Provided material:

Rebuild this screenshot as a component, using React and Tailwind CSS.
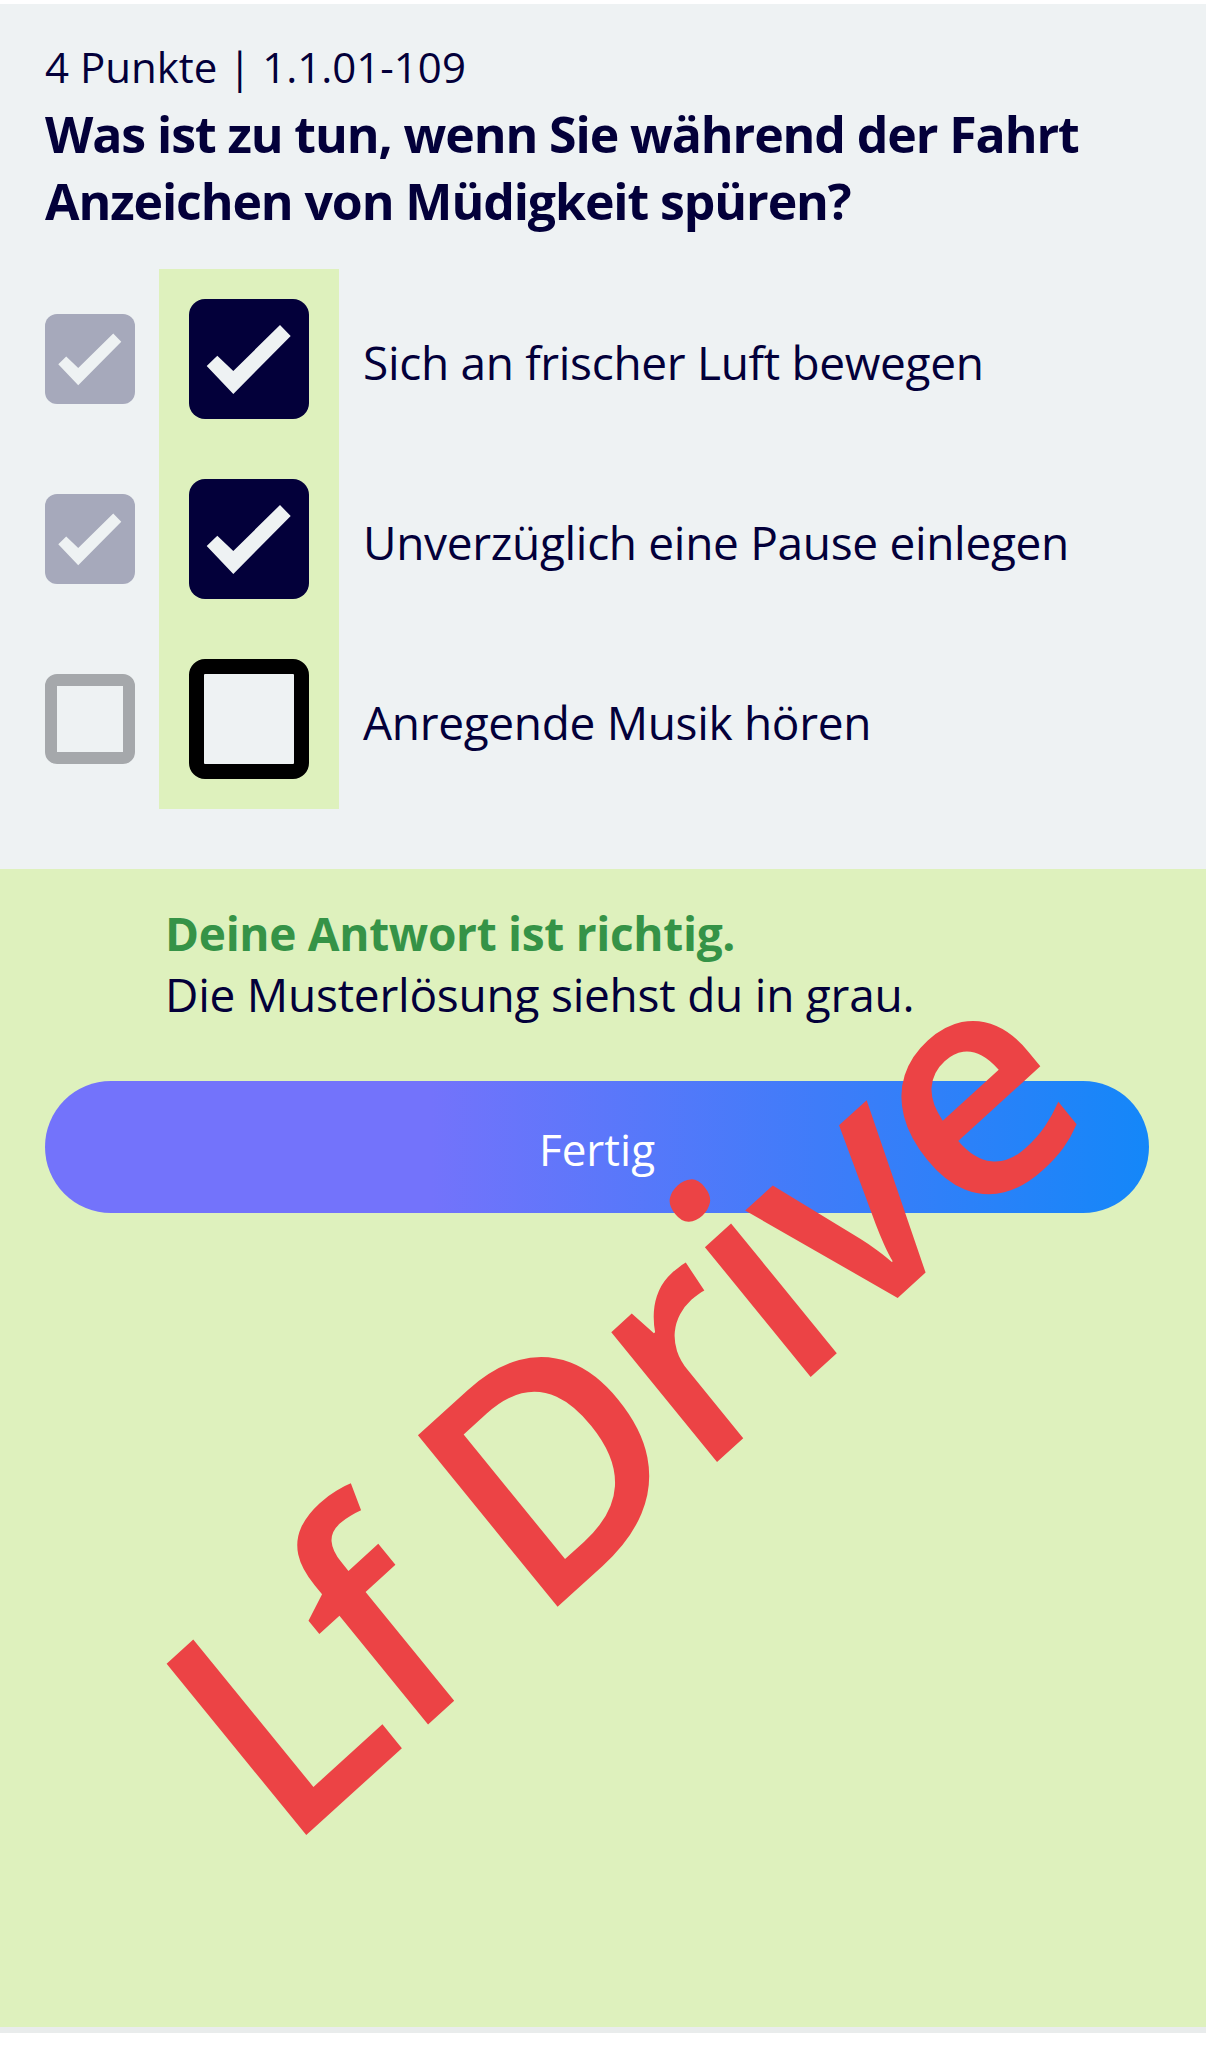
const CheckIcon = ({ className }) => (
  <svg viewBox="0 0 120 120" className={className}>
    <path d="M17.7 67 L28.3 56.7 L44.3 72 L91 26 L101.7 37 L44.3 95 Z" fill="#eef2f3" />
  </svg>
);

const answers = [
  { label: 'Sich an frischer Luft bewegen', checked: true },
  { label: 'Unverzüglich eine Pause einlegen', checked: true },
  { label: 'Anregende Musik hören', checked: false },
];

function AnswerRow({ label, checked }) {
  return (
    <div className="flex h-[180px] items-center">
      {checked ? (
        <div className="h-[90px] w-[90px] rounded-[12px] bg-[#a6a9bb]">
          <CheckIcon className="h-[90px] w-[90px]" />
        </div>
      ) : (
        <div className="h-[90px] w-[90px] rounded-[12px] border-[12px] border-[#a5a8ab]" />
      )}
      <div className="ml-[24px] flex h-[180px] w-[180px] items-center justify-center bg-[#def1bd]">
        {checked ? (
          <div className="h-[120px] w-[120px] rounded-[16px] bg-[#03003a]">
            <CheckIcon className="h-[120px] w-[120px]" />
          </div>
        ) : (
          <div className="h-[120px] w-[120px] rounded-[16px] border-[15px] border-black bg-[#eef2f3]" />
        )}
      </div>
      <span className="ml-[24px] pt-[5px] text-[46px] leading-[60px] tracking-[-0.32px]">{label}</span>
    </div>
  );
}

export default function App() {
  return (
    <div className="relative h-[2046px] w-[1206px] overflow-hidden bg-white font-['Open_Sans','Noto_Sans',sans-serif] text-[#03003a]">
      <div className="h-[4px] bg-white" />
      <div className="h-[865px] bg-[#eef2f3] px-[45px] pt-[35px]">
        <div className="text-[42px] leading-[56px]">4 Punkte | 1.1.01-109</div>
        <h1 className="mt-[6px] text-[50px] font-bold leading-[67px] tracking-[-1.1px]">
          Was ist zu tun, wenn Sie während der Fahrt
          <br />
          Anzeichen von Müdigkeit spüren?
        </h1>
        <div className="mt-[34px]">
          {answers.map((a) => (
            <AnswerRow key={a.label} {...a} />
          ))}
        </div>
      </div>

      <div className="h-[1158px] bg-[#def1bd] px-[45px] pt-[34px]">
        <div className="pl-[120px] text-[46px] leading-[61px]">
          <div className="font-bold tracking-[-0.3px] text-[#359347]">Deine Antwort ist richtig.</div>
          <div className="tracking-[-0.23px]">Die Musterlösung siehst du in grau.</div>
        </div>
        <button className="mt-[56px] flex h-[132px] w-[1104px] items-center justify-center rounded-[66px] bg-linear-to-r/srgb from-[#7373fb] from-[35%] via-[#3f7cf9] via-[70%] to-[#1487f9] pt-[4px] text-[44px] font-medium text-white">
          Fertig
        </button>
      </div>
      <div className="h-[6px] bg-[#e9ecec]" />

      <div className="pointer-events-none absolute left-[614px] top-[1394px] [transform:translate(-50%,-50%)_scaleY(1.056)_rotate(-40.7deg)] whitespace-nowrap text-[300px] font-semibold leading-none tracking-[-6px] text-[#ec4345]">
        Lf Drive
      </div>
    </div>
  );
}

Goal:
Pictures are excluded; copy all other data exactly as shown.

Written answer:
Rebuild this screenshot as a component, using React and Tailwind CSS.
const CheckIcon = ({ className }) => (
  <svg viewBox="0 0 120 120" className={className}>
    <path d="M17.7 67 L28.3 56.7 L44.3 72 L91 26 L101.7 37 L44.3 95 Z" fill="#eef2f3" />
  </svg>
);

const answers = [
  { label: 'Sich an frischer Luft bewegen', checked: true },
  { label: 'Unverzüglich eine Pause einlegen', checked: true },
  { label: 'Anregende Musik hören', checked: false },
];

function AnswerRow({ label, checked }) {
  return (
    <div className="flex h-[180px] items-center">
      {checked ? (
        <div className="h-[90px] w-[90px] rounded-[12px] bg-[#a6a9bb]">
          <CheckIcon className="h-[90px] w-[90px]" />
        </div>
      ) : (
        <div className="h-[90px] w-[90px] rounded-[12px] border-[12px] border-[#a5a8ab]" />
      )}
      <div className="ml-[24px] flex h-[180px] w-[180px] items-center justify-center bg-[#def1bd]">
        {checked ? (
          <div className="h-[120px] w-[120px] rounded-[16px] bg-[#03003a]">
            <CheckIcon className="h-[120px] w-[120px]" />
          </div>
        ) : (
          <div className="h-[120px] w-[120px] rounded-[16px] border-[15px] border-black bg-[#eef2f3]" />
        )}
      </div>
      <span className="ml-[24px] pt-[5px] text-[46px] leading-[60px] tracking-[-0.32px]">{label}</span>
    </div>
  );
}

export default function App() {
  return (
    <div className="relative h-[2046px] w-[1206px] overflow-hidden bg-white font-['Open_Sans','Noto_Sans',sans-serif] text-[#03003a]">
      <div className="h-[4px] bg-white" />
      <div className="h-[865px] bg-[#eef2f3] px-[45px] pt-[35px]">
        <div className="text-[42px] leading-[56px]">4 Punkte | 1.1.01-109</div>
        <h1 className="mt-[6px] text-[50px] font-bold leading-[67px] tracking-[-1.1px]">
          Was ist zu tun, wenn Sie während der Fahrt
          <br />
          Anzeichen von Müdigkeit spüren?
        </h1>
        <div className="mt-[34px]">
          {answers.map((a) => (
            <AnswerRow key={a.label} {...a} />
          ))}
        </div>
      </div>

      <div className="h-[1158px] bg-[#def1bd] px-[45px] pt-[34px]">
        <div className="pl-[120px] text-[46px] leading-[61px]">
          <div className="font-bold tracking-[-0.3px] text-[#359347]">Deine Antwort ist richtig.</div>
          <div className="tracking-[-0.23px]">Die Musterlösung siehst du in grau.</div>
        </div>
        <button className="mt-[56px] flex h-[132px] w-[1104px] items-center justify-center rounded-[66px] bg-linear-to-r/srgb from-[#7373fb] from-[35%] via-[#3f7cf9] via-[70%] to-[#1487f9] pt-[4px] text-[44px] font-medium text-white">
          Fertig
        </button>
      </div>
      <div className="h-[6px] bg-[#e9ecec]" />

      <div className="pointer-events-none absolute left-[614px] top-[1394px] [transform:translate(-50%,-50%)_scaleY(1.056)_rotate(-40.7deg)] whitespace-nowrap text-[300px] font-semibold leading-none tracking-[-6px] text-[#ec4345]">
        Lf Drive
      </div>
    </div>
  );
}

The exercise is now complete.